◆ Given information ◆
^^^^^^^^^^^^^^^^

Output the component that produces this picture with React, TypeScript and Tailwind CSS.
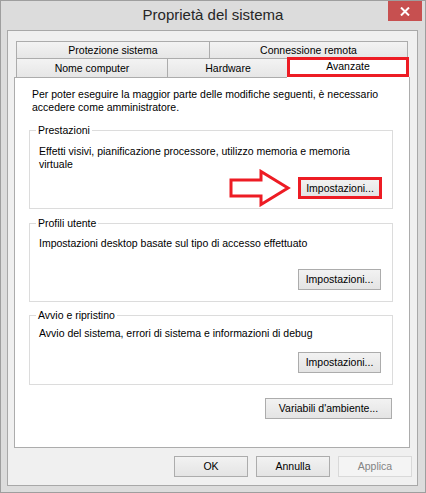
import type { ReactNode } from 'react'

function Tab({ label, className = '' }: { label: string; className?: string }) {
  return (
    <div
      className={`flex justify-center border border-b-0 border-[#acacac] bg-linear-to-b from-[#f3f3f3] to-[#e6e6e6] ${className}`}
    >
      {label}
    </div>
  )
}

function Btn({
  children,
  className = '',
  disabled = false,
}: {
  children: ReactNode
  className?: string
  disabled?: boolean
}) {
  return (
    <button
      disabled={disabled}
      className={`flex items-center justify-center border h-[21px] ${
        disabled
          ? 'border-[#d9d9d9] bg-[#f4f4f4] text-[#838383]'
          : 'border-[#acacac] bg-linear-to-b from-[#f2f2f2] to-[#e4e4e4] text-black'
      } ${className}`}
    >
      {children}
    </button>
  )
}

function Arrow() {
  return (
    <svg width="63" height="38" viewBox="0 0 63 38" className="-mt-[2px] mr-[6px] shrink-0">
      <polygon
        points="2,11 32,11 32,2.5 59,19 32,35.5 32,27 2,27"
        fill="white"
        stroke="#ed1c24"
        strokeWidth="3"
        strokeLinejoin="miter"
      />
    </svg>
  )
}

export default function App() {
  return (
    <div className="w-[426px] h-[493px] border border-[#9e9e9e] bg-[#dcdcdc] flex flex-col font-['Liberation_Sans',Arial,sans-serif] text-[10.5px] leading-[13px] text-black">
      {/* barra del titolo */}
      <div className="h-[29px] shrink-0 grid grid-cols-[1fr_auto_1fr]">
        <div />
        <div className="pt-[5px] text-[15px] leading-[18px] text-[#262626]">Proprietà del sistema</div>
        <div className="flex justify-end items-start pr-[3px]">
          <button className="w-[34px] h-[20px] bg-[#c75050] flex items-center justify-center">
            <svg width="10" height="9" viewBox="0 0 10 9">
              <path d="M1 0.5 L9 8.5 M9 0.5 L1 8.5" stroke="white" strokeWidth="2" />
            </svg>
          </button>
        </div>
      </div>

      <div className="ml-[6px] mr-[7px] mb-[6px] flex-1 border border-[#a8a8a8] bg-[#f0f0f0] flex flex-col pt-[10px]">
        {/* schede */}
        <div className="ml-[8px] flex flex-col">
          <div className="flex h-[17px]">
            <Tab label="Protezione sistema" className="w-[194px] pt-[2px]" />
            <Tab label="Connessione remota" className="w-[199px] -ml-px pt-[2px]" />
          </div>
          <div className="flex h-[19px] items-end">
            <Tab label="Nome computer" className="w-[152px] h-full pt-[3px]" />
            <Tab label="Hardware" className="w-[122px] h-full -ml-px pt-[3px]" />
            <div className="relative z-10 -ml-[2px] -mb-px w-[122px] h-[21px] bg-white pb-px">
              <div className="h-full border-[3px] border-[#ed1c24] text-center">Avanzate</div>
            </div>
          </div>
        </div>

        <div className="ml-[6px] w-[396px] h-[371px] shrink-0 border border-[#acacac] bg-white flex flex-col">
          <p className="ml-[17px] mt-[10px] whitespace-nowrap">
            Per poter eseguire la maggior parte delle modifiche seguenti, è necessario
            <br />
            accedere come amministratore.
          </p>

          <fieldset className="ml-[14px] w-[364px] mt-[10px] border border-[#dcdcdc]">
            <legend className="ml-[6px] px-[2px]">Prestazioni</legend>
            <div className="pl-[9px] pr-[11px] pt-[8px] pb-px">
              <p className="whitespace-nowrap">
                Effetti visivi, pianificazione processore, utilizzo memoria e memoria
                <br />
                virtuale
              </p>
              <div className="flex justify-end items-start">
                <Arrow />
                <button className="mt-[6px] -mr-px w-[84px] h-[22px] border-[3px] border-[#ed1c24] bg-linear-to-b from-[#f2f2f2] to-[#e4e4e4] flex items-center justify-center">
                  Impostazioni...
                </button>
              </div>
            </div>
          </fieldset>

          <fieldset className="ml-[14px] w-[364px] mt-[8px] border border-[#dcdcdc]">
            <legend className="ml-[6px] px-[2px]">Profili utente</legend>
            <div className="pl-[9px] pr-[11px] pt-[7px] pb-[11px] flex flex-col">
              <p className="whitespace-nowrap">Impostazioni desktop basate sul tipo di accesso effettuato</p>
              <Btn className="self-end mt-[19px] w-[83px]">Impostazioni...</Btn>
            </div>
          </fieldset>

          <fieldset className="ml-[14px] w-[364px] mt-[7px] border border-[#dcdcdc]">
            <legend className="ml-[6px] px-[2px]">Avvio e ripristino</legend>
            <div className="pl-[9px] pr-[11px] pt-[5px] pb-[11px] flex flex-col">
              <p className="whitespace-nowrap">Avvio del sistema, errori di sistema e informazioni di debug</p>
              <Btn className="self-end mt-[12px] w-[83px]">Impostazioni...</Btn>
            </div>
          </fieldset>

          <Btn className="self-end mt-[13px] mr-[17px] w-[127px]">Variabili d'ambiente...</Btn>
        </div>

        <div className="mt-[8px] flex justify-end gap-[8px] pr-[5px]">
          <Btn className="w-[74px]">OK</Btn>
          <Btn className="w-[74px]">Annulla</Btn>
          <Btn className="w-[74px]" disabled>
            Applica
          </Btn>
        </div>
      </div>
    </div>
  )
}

^^^^^^^^^^^^^^^^

◆ What you need to do ◆
Your task is to reproduce all of the material exactly. The pictures stay out.

◆ Response below ◆
Output the component that produces this picture with React, TypeScript and Tailwind CSS.
import type { ReactNode } from 'react'

function Tab({ label, className = '' }: { label: string; className?: string }) {
  return (
    <div
      className={`flex justify-center border border-b-0 border-[#acacac] bg-linear-to-b from-[#f3f3f3] to-[#e6e6e6] ${className}`}
    >
      {label}
    </div>
  )
}

function Btn({
  children,
  className = '',
  disabled = false,
}: {
  children: ReactNode
  className?: string
  disabled?: boolean
}) {
  return (
    <button
      disabled={disabled}
      className={`flex items-center justify-center border h-[21px] ${
        disabled
          ? 'border-[#d9d9d9] bg-[#f4f4f4] text-[#838383]'
          : 'border-[#acacac] bg-linear-to-b from-[#f2f2f2] to-[#e4e4e4] text-black'
      } ${className}`}
    >
      {children}
    </button>
  )
}

function Arrow() {
  return (
    <svg width="63" height="38" viewBox="0 0 63 38" className="-mt-[2px] mr-[6px] shrink-0">
      <polygon
        points="2,11 32,11 32,2.5 59,19 32,35.5 32,27 2,27"
        fill="white"
        stroke="#ed1c24"
        strokeWidth="3"
        strokeLinejoin="miter"
      />
    </svg>
  )
}

export default function App() {
  return (
    <div className="w-[426px] h-[493px] border border-[#9e9e9e] bg-[#dcdcdc] flex flex-col font-['Liberation_Sans',Arial,sans-serif] text-[10.5px] leading-[13px] text-black">
      {/* barra del titolo */}
      <div className="h-[29px] shrink-0 grid grid-cols-[1fr_auto_1fr]">
        <div />
        <div className="pt-[5px] text-[15px] leading-[18px] text-[#262626]">Proprietà del sistema</div>
        <div className="flex justify-end items-start pr-[3px]">
          <button className="w-[34px] h-[20px] bg-[#c75050] flex items-center justify-center">
            <svg width="10" height="9" viewBox="0 0 10 9">
              <path d="M1 0.5 L9 8.5 M9 0.5 L1 8.5" stroke="white" strokeWidth="2" />
            </svg>
          </button>
        </div>
      </div>

      <div className="ml-[6px] mr-[7px] mb-[6px] flex-1 border border-[#a8a8a8] bg-[#f0f0f0] flex flex-col pt-[10px]">
        {/* schede */}
        <div className="ml-[8px] flex flex-col">
          <div className="flex h-[17px]">
            <Tab label="Protezione sistema" className="w-[194px] pt-[2px]" />
            <Tab label="Connessione remota" className="w-[199px] -ml-px pt-[2px]" />
          </div>
          <div className="flex h-[19px] items-end">
            <Tab label="Nome computer" className="w-[152px] h-full pt-[3px]" />
            <Tab label="Hardware" className="w-[122px] h-full -ml-px pt-[3px]" />
            <div className="relative z-10 -ml-[2px] -mb-px w-[122px] h-[21px] bg-white pb-px">
              <div className="h-full border-[3px] border-[#ed1c24] text-center">Avanzate</div>
            </div>
          </div>
        </div>

        <div className="ml-[6px] w-[396px] h-[371px] shrink-0 border border-[#acacac] bg-white flex flex-col">
          <p className="ml-[17px] mt-[10px] whitespace-nowrap">
            Per poter eseguire la maggior parte delle modifiche seguenti, è necessario
            <br />
            accedere come amministratore.
          </p>

          <fieldset className="ml-[14px] w-[364px] mt-[10px] border border-[#dcdcdc]">
            <legend className="ml-[6px] px-[2px]">Prestazioni</legend>
            <div className="pl-[9px] pr-[11px] pt-[8px] pb-px">
              <p className="whitespace-nowrap">
                Effetti visivi, pianificazione processore, utilizzo memoria e memoria
                <br />
                virtuale
              </p>
              <div className="flex justify-end items-start">
                <Arrow />
                <button className="mt-[6px] -mr-px w-[84px] h-[22px] border-[3px] border-[#ed1c24] bg-linear-to-b from-[#f2f2f2] to-[#e4e4e4] flex items-center justify-center">
                  Impostazioni...
                </button>
              </div>
            </div>
          </fieldset>

          <fieldset className="ml-[14px] w-[364px] mt-[8px] border border-[#dcdcdc]">
            <legend className="ml-[6px] px-[2px]">Profili utente</legend>
            <div className="pl-[9px] pr-[11px] pt-[7px] pb-[11px] flex flex-col">
              <p className="whitespace-nowrap">Impostazioni desktop basate sul tipo di accesso effettuato</p>
              <Btn className="self-end mt-[19px] w-[83px]">Impostazioni...</Btn>
            </div>
          </fieldset>

          <fieldset className="ml-[14px] w-[364px] mt-[7px] border border-[#dcdcdc]">
            <legend className="ml-[6px] px-[2px]">Avvio e ripristino</legend>
            <div className="pl-[9px] pr-[11px] pt-[5px] pb-[11px] flex flex-col">
              <p className="whitespace-nowrap">Avvio del sistema, errori di sistema e informazioni di debug</p>
              <Btn className="self-end mt-[12px] w-[83px]">Impostazioni...</Btn>
            </div>
          </fieldset>

          <Btn className="self-end mt-[13px] mr-[17px] w-[127px]">Variabili d'ambiente...</Btn>
        </div>

        <div className="mt-[8px] flex justify-end gap-[8px] pr-[5px]">
          <Btn className="w-[74px]">OK</Btn>
          <Btn className="w-[74px]">Annulla</Btn>
          <Btn className="w-[74px]" disabled>
            Applica
          </Btn>
        </div>
      </div>
    </div>
  )
}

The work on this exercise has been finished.